The second pivotal zone is central midfield. Kottmannsdorf’s Hofer is a destroyer, but he will be outnumbered. Wolfsberg’s diamond three—Kiene, Marcel Gartner, and Philipp Schellnegger—will rotate incessantly. If Kottmannsdorf cannot win the ball within five seconds of a turnover, Wolfsberg will generate a 3v2 overload on the edge of the box. The set-piece battle is also clear: Kottmannsdorf’s only real expected threat comes from Pritz’s head, while Wolfsberg concede very few central free kicks due to their disciplined shape.
Match Scenario and Prediction
The first fifteen minutes will be deceptively even. Kottmannsdorf will attempt to disrupt rhythm with tactical fouls—look for a high foul count, likely over fifteen total. As the half wears on, Wolfsberg’s superior fitness and patterned movement will stretch the home block.

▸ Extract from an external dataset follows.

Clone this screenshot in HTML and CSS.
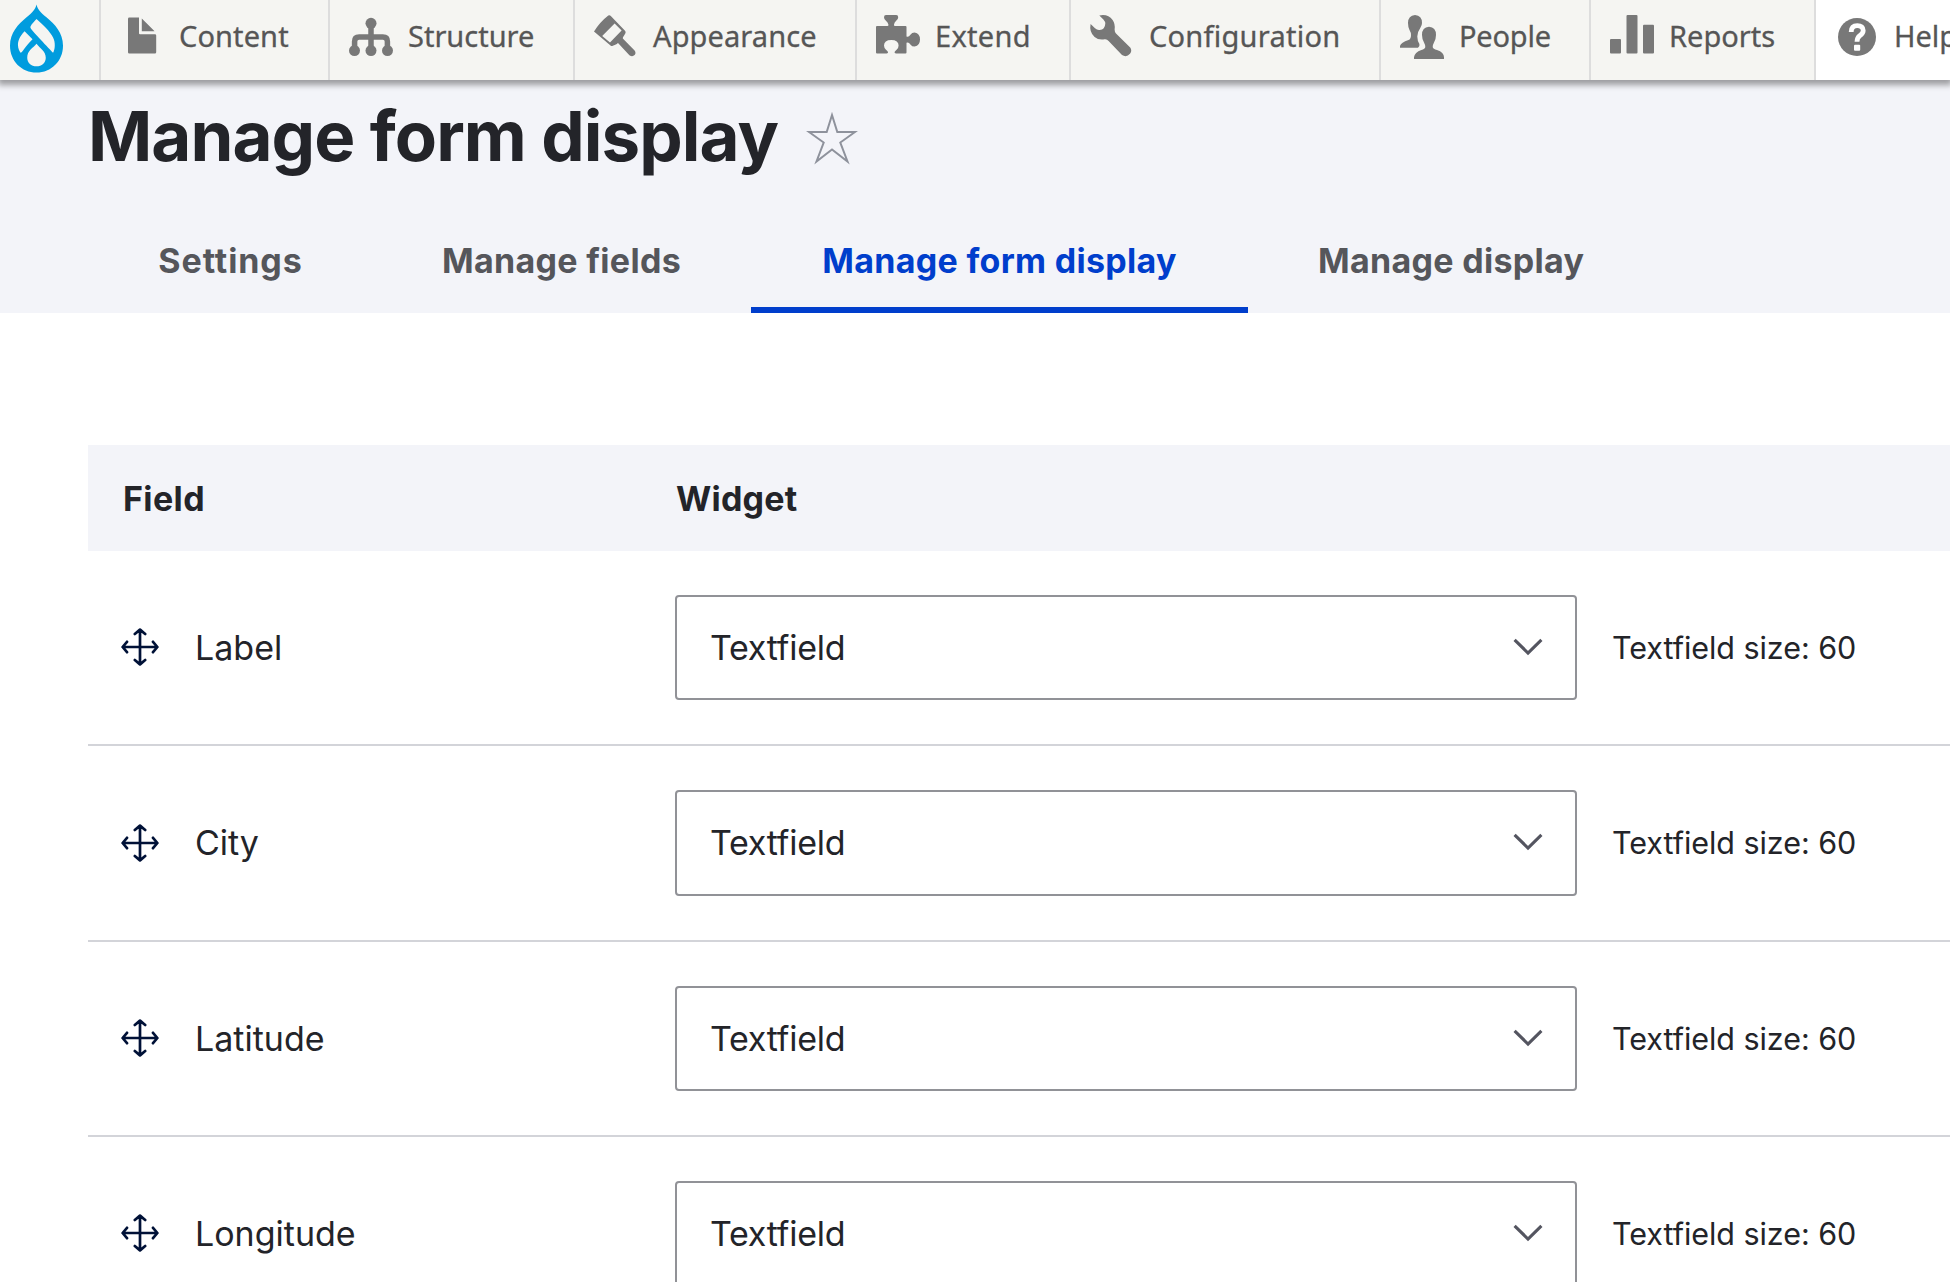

The opening goal will arrive from a cutback on the right wing around the 32nd minute, likely converted by Trummer. In the second half, Kottmannsdorf will be forced to open up and chase the game, leaving the channel between centre-back and full-back exposed. Wolfsberg will exploit that ruthlessly, scoring two more on the counter. Expect a high number of corners for the visitors (over seven) as Kottmannsdorf’s keeper parries long-range efforts. The weather is stable, with no chance of a rain-induced upset.
Prediction: ASKO Kottmannsdorf 0 – 3 ATSV Wolfsberg. Betting angle: Away team to win both halves. Total corners over 9.5. Trummer to score anytime.
Final Thoughts
This fixture exposes the cruel hierarchy of Landesliga football: ambition versus anxiety. Wolfsberg possess the tactical intelligence, physical power, and mental ruthlessness to systematically dismantle a vulnerable opponent. For Kottmannsdorf, the night is not about winning the match. It is about limiting the damage and preserving a shred of dignity. The sharp question this encounter answers is brutally simple: when a team with no plan faces a team with no mercy, how many goals will it take for the struggling side to simply stop believing?